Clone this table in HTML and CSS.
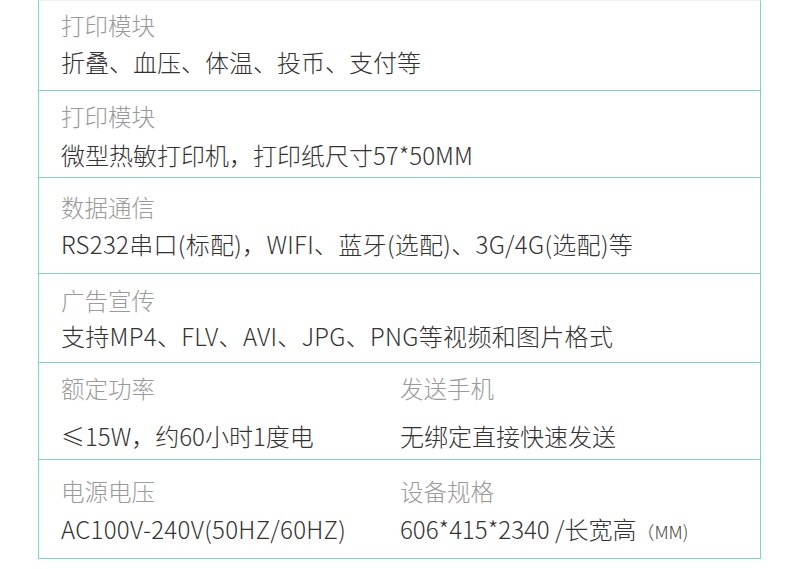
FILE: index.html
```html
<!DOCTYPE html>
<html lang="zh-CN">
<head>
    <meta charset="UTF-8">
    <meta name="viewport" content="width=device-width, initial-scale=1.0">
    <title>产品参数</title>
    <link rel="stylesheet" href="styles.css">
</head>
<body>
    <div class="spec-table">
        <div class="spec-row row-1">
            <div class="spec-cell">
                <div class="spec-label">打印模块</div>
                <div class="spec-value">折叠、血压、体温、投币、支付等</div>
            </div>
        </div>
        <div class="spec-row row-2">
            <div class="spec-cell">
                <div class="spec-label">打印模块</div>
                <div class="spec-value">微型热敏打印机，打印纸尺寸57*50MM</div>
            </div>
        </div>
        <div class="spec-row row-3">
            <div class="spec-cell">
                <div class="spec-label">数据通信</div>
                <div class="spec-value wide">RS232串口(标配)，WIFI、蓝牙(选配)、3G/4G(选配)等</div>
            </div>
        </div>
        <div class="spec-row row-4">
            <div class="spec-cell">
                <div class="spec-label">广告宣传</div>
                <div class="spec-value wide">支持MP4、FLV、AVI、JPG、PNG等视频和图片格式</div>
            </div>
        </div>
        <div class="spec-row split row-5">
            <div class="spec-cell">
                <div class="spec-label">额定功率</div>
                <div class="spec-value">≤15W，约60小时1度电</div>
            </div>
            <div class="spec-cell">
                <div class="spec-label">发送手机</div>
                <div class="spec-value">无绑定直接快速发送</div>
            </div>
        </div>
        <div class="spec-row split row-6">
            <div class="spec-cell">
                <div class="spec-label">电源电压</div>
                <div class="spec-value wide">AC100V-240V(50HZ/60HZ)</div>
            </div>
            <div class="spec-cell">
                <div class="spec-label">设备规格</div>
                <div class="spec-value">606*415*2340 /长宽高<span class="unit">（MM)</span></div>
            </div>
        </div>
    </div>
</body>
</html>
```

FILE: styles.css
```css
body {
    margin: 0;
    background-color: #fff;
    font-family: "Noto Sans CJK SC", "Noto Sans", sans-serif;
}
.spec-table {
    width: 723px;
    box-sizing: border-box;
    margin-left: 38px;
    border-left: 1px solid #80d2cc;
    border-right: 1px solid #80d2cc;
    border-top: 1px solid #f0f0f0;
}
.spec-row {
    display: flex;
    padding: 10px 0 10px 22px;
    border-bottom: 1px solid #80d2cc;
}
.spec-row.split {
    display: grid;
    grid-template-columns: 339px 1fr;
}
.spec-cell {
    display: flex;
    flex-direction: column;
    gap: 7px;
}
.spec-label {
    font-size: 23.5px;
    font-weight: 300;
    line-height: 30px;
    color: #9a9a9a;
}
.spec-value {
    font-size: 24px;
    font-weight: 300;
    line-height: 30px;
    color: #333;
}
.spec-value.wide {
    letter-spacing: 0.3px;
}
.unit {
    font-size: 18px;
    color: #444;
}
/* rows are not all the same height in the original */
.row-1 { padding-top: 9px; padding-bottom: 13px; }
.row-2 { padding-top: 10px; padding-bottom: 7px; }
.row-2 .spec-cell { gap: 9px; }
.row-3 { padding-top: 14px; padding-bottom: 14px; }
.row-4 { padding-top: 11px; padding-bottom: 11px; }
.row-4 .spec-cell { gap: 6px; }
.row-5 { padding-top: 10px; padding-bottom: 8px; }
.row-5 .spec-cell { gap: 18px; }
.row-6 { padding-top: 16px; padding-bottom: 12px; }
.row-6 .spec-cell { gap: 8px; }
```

...

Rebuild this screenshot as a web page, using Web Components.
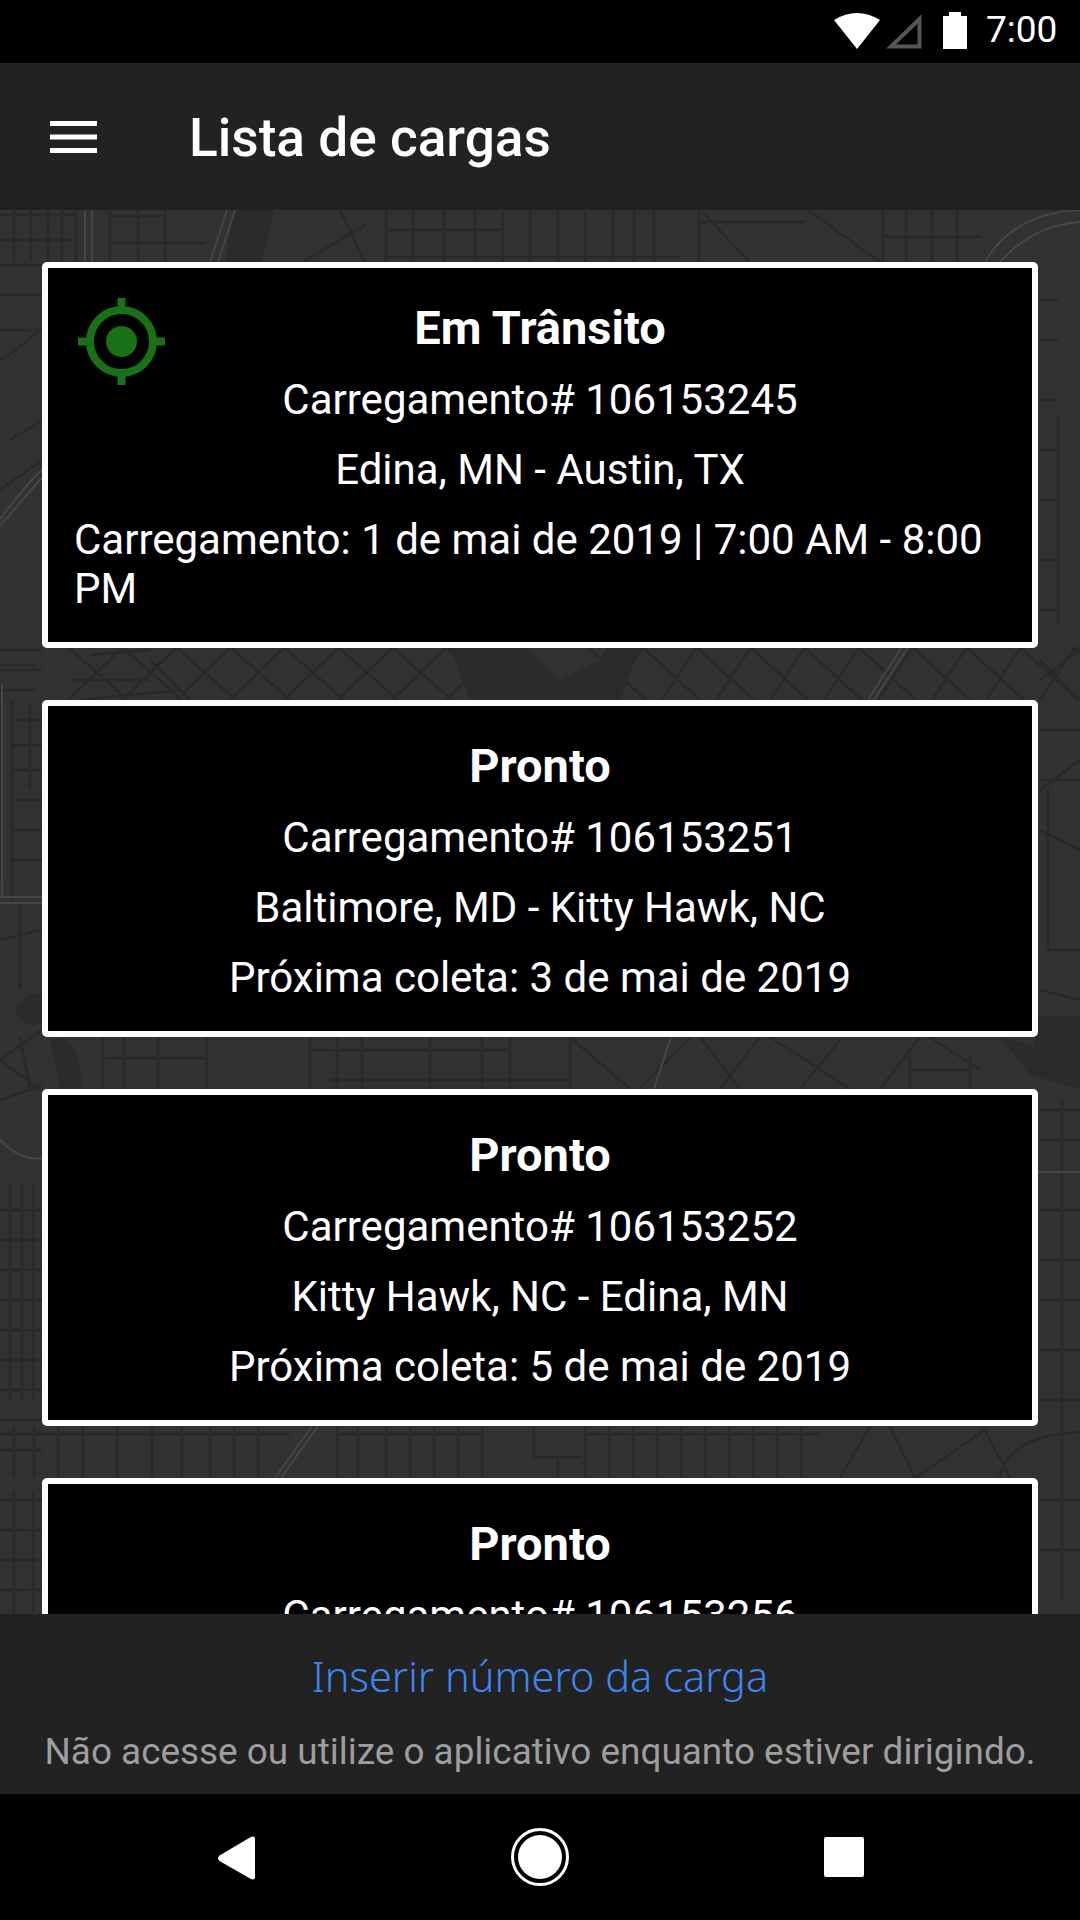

...

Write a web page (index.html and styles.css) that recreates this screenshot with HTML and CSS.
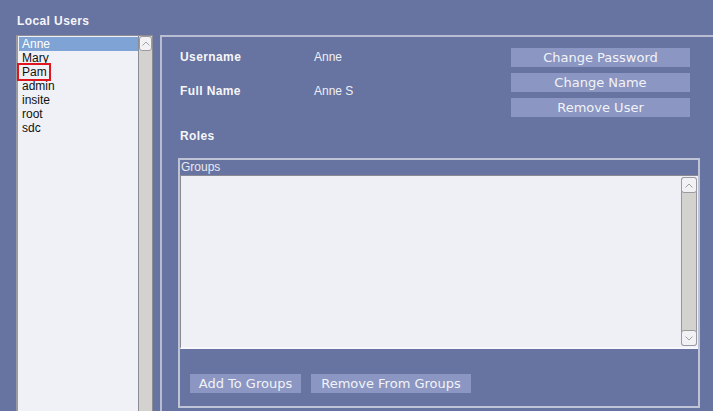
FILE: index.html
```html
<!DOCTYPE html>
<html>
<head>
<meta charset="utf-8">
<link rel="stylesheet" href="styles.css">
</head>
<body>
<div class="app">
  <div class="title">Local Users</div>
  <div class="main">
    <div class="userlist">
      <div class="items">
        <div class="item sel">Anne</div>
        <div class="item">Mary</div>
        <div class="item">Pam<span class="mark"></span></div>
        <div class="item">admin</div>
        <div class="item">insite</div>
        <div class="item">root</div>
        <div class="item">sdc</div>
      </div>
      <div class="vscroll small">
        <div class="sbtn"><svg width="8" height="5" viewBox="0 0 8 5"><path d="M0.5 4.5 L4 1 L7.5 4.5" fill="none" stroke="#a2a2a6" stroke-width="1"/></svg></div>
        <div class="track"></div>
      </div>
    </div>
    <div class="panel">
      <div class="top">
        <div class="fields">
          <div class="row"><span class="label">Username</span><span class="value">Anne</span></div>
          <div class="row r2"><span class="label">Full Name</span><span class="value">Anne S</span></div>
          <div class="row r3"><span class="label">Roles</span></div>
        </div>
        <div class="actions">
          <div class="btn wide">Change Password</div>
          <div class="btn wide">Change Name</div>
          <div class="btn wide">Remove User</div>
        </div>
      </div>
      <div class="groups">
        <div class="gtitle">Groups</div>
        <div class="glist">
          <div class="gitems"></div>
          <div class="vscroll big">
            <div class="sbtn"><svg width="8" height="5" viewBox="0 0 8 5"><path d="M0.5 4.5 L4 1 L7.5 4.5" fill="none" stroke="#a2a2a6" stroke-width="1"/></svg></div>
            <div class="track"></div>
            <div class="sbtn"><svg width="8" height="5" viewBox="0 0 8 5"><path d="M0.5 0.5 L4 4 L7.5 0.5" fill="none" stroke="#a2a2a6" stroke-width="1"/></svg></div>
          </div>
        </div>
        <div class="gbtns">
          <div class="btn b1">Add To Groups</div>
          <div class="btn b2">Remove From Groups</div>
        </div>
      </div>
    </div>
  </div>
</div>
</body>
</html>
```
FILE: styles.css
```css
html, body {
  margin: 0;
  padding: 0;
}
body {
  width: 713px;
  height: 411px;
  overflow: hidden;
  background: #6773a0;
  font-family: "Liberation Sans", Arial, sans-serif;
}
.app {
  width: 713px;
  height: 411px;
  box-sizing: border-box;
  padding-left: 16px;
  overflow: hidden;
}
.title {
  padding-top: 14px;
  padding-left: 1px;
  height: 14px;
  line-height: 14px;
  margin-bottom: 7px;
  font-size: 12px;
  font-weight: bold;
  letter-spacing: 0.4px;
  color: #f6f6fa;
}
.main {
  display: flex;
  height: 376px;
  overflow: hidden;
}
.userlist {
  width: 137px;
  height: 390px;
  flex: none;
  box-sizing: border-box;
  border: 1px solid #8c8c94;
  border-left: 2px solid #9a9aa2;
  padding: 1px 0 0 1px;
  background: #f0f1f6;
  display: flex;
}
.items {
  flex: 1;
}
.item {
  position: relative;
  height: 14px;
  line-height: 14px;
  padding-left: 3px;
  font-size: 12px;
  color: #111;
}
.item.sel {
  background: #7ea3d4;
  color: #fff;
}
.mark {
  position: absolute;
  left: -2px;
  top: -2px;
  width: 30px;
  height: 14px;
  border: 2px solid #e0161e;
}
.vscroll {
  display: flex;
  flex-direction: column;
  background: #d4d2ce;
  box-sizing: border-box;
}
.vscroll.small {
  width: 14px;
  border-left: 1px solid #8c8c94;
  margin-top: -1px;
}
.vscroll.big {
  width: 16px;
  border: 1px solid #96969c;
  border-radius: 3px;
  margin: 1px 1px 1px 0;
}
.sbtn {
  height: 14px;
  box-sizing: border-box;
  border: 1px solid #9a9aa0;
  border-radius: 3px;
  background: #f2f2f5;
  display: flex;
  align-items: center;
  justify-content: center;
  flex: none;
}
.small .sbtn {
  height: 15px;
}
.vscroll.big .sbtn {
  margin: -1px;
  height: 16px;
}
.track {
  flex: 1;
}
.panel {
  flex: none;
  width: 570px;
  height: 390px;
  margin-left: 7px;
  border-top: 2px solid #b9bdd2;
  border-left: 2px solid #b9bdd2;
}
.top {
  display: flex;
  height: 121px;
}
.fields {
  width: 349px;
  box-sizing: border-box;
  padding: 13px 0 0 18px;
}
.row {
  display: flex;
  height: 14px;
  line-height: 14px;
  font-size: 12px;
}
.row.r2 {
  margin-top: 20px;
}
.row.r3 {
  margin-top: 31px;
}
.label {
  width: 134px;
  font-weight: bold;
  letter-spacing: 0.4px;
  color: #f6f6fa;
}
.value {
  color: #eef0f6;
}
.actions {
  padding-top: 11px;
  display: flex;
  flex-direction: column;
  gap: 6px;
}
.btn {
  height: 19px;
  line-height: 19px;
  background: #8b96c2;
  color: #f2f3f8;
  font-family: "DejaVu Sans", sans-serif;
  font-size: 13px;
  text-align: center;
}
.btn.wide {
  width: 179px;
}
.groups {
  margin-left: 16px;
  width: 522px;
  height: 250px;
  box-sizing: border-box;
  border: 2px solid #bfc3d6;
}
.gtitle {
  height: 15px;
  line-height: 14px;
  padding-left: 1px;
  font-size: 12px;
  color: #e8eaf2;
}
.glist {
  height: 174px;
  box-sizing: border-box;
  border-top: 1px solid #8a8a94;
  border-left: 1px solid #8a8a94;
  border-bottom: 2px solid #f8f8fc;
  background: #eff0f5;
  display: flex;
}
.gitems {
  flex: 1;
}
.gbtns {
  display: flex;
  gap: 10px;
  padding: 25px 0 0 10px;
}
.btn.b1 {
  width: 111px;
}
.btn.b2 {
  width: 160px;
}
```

SET EXERCISE: Reproduce every line of the listing above in which the string "this" appears.

TASK RESULT:
Clone this table in HTML and CSS.
Rebuild this screenshot as a web page, using Web Components.
Write a web page (index.html and styles.css) that recreates this screenshot with HTML and CSS.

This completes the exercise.